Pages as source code
-- START --

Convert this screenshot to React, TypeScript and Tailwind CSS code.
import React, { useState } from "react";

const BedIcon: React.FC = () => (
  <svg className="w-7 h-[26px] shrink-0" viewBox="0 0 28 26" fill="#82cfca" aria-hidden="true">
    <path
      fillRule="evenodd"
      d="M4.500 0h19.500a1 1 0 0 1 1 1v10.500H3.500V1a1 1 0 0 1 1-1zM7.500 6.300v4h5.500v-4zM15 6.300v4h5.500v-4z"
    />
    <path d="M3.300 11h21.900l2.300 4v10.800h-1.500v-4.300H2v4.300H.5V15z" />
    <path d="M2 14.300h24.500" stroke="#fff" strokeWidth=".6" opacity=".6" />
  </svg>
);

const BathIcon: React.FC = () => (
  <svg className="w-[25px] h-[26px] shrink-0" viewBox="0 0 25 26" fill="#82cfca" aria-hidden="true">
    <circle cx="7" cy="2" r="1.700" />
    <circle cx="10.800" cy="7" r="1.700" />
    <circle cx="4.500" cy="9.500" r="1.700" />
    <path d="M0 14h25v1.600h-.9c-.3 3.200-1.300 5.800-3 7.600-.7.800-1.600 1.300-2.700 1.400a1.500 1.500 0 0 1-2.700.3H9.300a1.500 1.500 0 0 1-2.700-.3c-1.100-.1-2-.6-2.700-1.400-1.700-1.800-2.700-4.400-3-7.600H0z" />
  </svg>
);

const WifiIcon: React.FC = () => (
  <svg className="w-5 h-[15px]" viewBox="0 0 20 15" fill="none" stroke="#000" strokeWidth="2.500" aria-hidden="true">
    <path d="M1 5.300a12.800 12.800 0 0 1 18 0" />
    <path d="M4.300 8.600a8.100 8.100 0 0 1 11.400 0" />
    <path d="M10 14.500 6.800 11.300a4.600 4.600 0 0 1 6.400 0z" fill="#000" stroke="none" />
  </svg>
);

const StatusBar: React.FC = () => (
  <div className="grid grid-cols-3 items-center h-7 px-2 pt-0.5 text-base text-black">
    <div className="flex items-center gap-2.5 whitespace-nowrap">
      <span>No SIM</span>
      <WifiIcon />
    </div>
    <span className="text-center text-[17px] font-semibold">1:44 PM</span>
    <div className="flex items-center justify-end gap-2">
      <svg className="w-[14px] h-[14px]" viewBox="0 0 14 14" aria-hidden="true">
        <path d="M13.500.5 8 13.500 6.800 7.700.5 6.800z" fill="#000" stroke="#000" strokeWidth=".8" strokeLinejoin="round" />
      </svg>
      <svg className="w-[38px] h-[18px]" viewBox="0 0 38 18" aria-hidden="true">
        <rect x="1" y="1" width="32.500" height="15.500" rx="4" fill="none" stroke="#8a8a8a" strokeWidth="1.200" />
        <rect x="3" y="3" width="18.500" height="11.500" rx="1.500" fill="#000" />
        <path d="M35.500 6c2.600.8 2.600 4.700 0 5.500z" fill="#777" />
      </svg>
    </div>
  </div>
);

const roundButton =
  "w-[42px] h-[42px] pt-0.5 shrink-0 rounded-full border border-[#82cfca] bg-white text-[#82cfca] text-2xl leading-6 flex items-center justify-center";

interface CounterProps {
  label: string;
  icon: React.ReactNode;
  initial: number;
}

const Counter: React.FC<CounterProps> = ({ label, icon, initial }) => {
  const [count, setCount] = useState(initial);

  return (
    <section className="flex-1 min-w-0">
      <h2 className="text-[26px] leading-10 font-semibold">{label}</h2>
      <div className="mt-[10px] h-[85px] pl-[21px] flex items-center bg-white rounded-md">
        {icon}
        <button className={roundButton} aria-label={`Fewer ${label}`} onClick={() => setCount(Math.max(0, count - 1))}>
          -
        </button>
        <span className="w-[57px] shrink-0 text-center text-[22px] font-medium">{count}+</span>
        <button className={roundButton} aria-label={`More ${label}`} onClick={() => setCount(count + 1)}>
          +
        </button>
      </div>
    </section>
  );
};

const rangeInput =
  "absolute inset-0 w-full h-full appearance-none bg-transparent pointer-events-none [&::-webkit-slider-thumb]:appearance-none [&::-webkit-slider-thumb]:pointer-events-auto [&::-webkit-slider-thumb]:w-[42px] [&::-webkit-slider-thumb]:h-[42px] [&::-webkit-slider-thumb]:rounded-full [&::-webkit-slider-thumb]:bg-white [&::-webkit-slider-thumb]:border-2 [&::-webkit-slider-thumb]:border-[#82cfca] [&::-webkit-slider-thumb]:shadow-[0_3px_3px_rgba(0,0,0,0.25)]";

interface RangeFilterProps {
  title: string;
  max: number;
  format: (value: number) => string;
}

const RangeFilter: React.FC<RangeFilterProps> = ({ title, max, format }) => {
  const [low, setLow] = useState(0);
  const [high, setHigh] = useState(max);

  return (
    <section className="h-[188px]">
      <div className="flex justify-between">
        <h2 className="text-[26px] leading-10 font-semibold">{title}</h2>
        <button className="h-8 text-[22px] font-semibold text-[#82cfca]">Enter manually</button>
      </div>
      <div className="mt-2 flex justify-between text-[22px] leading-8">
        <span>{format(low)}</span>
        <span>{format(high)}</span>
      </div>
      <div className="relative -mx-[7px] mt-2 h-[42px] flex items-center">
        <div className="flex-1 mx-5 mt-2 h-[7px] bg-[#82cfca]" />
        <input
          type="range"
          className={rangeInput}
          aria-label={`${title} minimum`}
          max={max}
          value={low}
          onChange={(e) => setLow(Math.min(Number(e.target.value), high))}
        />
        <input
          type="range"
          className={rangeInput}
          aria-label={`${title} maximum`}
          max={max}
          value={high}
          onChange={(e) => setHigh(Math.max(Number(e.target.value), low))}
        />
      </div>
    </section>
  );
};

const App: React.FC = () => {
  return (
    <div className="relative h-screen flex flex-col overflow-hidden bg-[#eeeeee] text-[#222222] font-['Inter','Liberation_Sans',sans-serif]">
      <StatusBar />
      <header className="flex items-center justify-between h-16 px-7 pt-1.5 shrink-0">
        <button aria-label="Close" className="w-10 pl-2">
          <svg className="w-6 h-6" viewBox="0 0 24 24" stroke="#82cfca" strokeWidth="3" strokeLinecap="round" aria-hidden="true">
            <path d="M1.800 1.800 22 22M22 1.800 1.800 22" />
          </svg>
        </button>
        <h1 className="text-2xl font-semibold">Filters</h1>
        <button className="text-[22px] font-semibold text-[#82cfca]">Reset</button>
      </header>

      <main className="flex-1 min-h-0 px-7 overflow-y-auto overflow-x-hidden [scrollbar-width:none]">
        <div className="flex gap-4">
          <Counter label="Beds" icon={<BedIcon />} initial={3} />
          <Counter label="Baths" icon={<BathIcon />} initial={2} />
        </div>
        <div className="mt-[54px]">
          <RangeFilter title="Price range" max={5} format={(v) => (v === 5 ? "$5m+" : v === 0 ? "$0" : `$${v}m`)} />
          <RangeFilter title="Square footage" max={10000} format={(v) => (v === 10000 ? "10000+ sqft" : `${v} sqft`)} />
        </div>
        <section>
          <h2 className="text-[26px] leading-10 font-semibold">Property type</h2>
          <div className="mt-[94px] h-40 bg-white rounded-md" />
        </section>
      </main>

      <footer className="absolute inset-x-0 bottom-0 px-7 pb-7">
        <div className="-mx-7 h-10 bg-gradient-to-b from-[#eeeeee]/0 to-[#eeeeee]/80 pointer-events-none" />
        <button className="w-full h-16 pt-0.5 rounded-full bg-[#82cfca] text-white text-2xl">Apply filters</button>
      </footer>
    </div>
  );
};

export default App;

-- END --
-- START --

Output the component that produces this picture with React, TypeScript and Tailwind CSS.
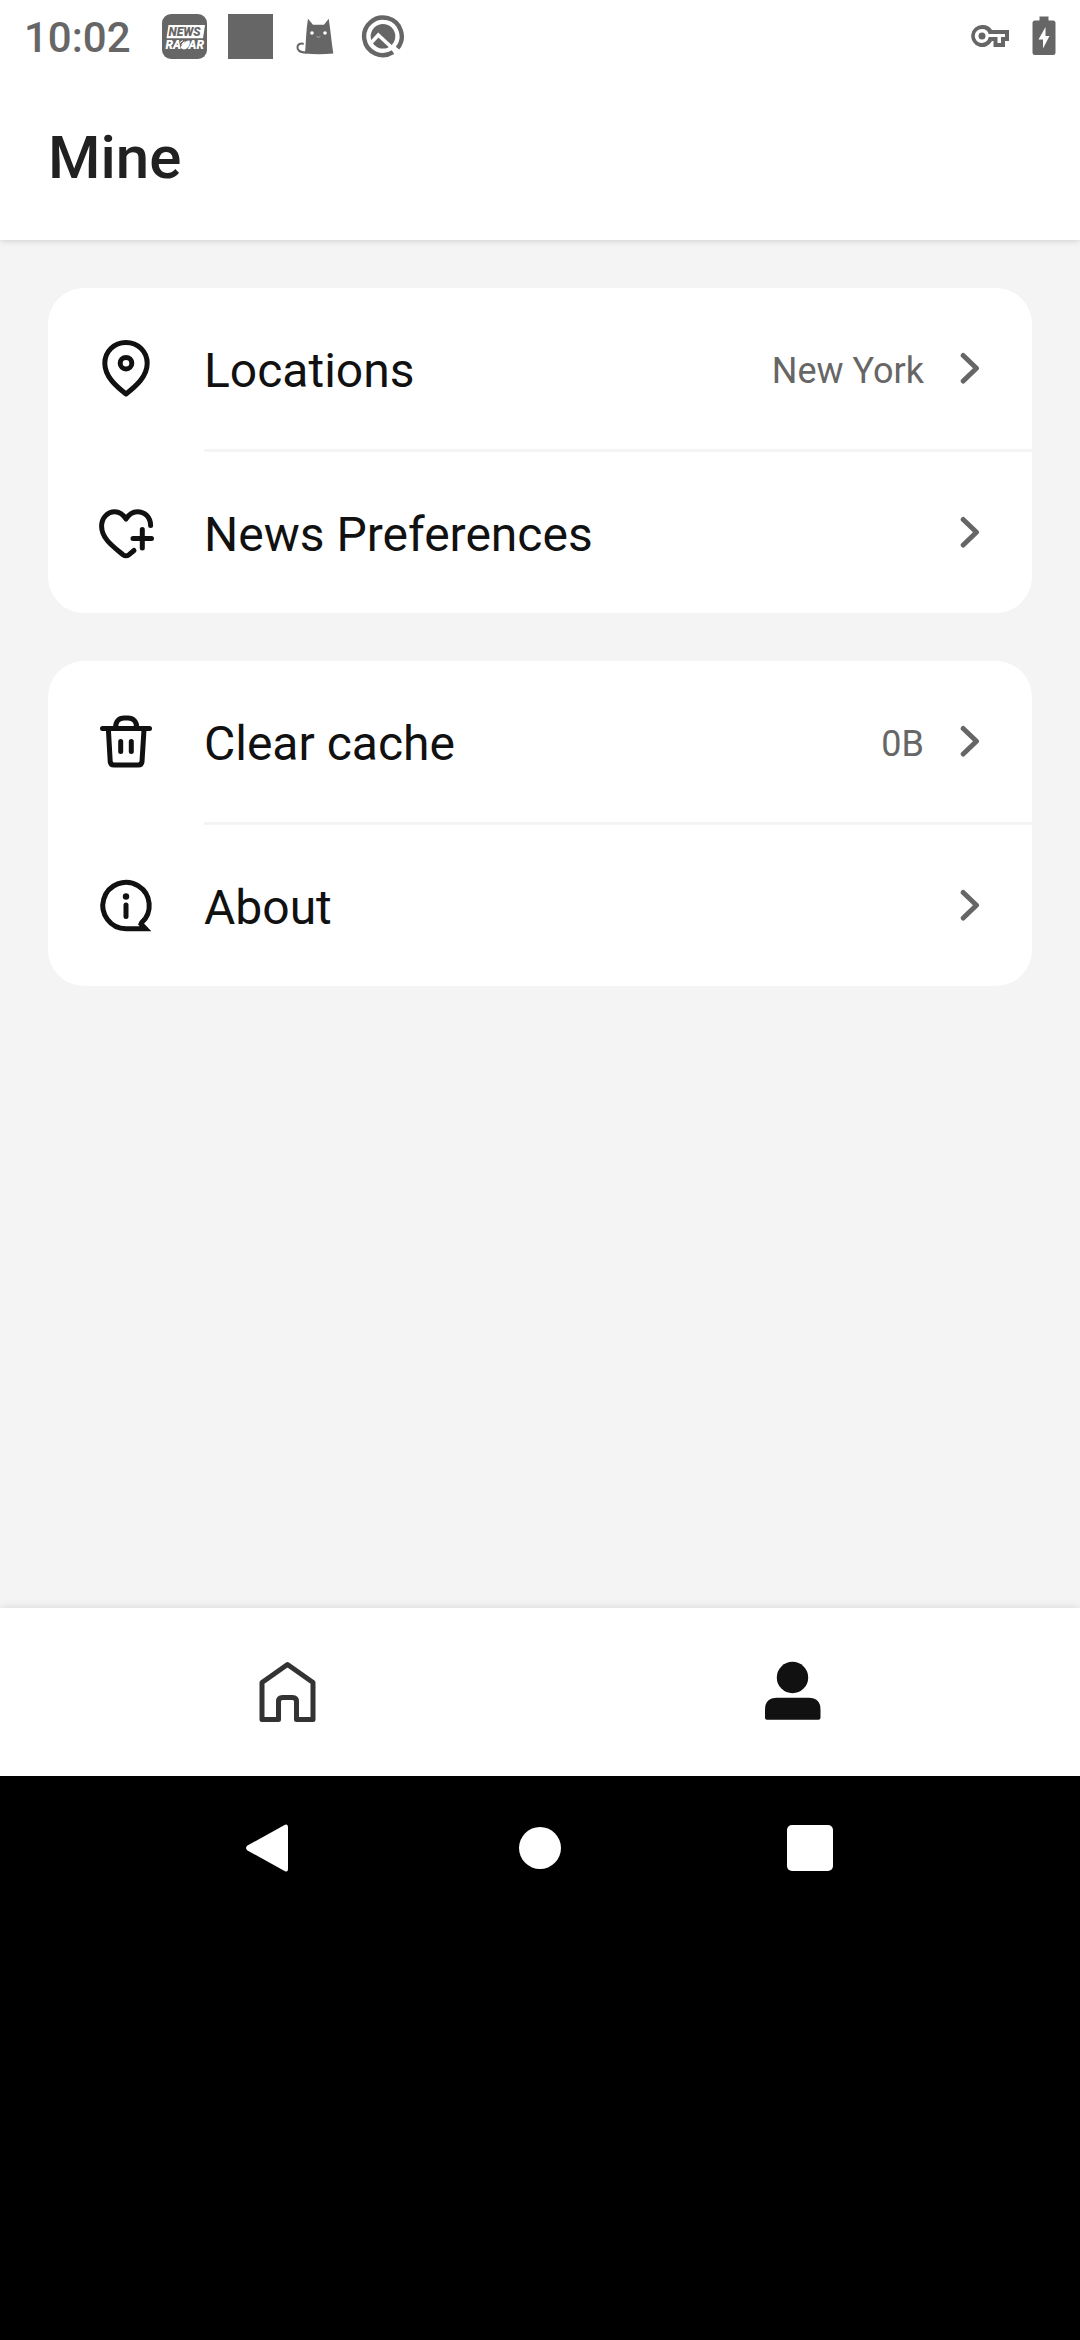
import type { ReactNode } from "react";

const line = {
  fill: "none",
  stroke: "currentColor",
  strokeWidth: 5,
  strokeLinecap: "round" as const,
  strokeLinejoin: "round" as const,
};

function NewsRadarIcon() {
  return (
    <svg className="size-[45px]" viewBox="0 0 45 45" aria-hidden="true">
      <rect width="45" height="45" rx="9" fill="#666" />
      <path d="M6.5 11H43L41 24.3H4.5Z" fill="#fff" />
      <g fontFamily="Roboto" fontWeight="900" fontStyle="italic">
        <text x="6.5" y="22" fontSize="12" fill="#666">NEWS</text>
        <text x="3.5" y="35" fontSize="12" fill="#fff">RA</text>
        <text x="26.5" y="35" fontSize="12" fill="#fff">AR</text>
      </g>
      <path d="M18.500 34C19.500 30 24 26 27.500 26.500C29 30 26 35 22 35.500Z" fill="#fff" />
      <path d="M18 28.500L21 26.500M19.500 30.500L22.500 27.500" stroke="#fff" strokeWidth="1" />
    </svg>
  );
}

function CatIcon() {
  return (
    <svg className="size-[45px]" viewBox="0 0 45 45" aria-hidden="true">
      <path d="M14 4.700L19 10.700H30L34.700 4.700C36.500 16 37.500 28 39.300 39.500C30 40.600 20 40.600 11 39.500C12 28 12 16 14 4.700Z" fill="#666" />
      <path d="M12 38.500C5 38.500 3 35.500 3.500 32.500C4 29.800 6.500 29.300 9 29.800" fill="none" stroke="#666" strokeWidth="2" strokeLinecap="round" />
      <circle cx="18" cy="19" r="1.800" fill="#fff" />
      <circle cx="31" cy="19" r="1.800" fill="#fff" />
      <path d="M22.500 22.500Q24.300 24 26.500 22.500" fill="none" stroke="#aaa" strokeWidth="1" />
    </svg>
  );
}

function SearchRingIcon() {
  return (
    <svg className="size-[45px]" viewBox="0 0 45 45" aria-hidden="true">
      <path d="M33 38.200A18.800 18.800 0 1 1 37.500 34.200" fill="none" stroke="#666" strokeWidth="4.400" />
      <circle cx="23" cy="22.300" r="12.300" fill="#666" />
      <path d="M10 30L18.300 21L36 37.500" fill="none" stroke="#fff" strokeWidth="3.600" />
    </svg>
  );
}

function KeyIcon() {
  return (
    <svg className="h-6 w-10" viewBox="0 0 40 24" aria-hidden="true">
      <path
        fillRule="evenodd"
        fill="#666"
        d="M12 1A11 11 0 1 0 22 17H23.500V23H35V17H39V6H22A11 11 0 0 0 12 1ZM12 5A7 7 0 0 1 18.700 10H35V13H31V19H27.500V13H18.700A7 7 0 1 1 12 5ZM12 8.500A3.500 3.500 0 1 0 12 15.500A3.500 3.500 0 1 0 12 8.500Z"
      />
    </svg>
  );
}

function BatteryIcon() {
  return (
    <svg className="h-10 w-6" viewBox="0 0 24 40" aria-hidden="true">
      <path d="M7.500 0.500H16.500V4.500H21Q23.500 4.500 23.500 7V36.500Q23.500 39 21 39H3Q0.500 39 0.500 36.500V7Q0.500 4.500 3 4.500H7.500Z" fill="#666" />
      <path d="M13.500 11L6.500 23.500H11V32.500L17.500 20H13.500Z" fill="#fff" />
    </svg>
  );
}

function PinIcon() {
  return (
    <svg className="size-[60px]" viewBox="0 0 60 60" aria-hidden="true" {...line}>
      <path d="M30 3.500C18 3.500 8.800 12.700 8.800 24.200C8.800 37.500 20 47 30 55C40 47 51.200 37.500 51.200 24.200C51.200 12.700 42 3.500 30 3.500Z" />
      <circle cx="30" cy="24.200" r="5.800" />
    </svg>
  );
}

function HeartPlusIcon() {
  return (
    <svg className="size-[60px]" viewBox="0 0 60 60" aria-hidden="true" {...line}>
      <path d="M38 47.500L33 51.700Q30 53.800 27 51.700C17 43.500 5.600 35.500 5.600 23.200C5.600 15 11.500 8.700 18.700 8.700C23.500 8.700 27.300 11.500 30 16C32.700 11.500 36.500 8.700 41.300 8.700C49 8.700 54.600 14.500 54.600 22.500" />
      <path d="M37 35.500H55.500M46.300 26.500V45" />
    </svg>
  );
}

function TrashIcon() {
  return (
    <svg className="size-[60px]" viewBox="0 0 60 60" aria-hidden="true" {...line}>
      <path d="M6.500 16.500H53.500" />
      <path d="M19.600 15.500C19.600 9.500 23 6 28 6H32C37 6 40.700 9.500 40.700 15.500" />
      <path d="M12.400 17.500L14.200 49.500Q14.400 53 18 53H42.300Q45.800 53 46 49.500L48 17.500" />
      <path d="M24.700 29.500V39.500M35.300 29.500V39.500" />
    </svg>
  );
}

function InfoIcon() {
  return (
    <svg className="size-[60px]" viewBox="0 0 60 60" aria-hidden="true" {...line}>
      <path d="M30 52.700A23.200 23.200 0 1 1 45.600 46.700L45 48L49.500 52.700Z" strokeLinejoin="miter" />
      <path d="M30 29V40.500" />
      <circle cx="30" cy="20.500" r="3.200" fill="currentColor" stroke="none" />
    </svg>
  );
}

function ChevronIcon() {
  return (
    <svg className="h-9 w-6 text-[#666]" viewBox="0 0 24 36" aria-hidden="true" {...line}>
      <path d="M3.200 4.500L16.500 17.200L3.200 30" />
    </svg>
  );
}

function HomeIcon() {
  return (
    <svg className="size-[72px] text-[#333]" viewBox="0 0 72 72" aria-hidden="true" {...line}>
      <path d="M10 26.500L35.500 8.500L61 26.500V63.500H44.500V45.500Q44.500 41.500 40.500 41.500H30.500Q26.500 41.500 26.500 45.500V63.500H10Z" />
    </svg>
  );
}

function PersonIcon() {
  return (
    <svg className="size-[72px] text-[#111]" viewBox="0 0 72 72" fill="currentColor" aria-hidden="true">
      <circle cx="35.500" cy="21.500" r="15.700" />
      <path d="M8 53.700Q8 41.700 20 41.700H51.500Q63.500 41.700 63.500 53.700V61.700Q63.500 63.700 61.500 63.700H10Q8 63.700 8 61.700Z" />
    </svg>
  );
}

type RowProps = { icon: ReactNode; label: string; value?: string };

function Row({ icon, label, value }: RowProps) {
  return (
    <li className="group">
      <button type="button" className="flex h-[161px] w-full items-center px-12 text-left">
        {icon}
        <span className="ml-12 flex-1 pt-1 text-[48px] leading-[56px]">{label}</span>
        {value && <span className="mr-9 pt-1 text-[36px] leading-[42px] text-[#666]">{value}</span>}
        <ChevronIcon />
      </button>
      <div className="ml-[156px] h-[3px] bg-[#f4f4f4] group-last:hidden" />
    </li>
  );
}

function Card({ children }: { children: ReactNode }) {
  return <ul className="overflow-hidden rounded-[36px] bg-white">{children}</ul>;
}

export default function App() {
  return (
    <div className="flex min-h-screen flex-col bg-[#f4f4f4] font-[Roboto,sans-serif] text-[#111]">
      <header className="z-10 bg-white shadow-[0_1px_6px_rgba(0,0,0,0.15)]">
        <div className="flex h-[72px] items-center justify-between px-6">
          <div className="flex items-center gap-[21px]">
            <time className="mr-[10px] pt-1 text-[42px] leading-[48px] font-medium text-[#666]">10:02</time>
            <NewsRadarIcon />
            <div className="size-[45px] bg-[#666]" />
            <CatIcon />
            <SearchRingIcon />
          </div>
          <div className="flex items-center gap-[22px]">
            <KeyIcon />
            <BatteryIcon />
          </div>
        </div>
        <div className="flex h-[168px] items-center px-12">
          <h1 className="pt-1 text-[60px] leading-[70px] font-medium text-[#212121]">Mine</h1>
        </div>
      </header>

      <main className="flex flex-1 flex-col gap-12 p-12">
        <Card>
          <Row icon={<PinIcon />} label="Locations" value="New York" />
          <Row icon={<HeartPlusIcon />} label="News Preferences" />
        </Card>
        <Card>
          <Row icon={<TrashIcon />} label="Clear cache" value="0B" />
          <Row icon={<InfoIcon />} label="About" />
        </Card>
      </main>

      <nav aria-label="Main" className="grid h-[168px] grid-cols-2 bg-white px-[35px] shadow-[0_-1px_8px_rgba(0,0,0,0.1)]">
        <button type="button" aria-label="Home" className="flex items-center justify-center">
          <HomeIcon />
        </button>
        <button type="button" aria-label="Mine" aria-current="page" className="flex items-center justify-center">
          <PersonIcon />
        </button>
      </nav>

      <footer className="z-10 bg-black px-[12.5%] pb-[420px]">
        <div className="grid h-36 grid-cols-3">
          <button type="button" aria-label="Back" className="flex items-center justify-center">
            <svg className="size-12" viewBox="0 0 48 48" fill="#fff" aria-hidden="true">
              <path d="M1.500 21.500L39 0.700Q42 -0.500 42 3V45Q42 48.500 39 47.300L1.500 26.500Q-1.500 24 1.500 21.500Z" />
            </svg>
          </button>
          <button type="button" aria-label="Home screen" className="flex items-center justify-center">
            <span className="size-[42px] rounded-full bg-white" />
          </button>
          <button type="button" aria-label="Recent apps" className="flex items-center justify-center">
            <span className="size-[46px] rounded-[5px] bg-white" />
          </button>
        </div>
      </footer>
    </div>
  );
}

-- END --

▸ **Given task**
Among the lines of the records above, count those holding the string "this", and report only the number.

▸ **Final result**
2